TK: The Folk Festival was definitely the most crazy, huge performance space of my life. So in that respect, it was a little daunting, but it was more exciting than anything. It was awesome. It was just amazing to be in a room of 3,500 people, and you could hear a pin drop. When I started playing, I hit the strings of my guitar with my pick and the volume was off. I wanted to swell the volume on with the volume knob, and I could hear it so loud in the room even with the guitar off. It was crazy, man. It just reverberated through the whole room, and it just took my breath away. It was a 15-minute performance. Everyone clapped really hard, and it seemed like people enjoyed it. It was a great experience. The Folk Festival is an amazing thing. Between The Ark and the Ann Arbor Folk Festival, Ann Arbor just has some great, world-class performances.

AVC: Do you have any good stories from backstage?

TK: I ran into The Avett Brothers, and they were really nice dudes—super down-to-earth. We hung out for a minute while we were all eating. They were like crazy humble. I was like, “Everyone says you’re the best live band they’ve ever seen.” And they were like, “Oh, well, you’re gonna be disappointed.” I kicked it with Citizen Cope a little bit, and he was a very nice guy as well. We had a fun time talking. Glen Hansard from The Swell Season—great dude. He actually had us all up onstage with him to sing “Forever Young,” which was great. I talked to Mavis Staples’ guitar player. Everyone was so nice. My night, Friday night, I was the only artist on the bill who didn’t live in Brooklyn. So I met a lot of people who live in New York now. And, believe it or not, I ran into one of the performers from that night here in New York. She works at the coffee shop, my favorite coffee shop in the neighborhood here.


AVC: What do you have planned for touring and promoting the new album?
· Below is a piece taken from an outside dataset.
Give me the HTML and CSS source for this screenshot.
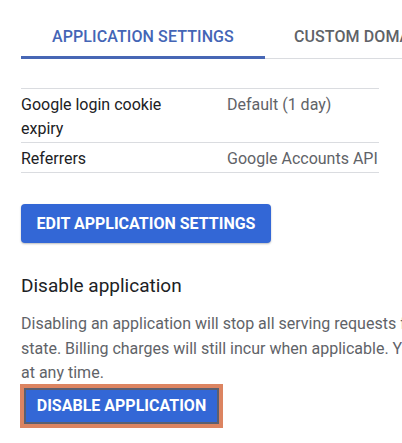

TK: I’m actually not really touring at all. Just three dates so far, which are in Chicago, Ann Arbor, and New York City. I just moved to Brooklyn, and I’m trying to use the album to open a few new doors and hopefully create an opportunity for me to start touring and go on the road. But at this point, there isn’t any current infrastructure set up to do that. Hopefully I’ll be opening the doors to an opportunity to tour more and play more music. I’d love to record another album. I’ve already got a bunch of songs for the next album. I guess that’s how it goes. I’d really love to have a career as a performing artist, so I’ll just hope that’s how it goes. Right now I just moved, so I’m just living off my savings until I get a job. I was a music teacher for the last two years, which was awesome. I’d like to come back to teaching, but I’m going to see what I can do with the performing thing. I feel good about the spot I’m in, having just moved here, getting the album out, meeting a lot of people here.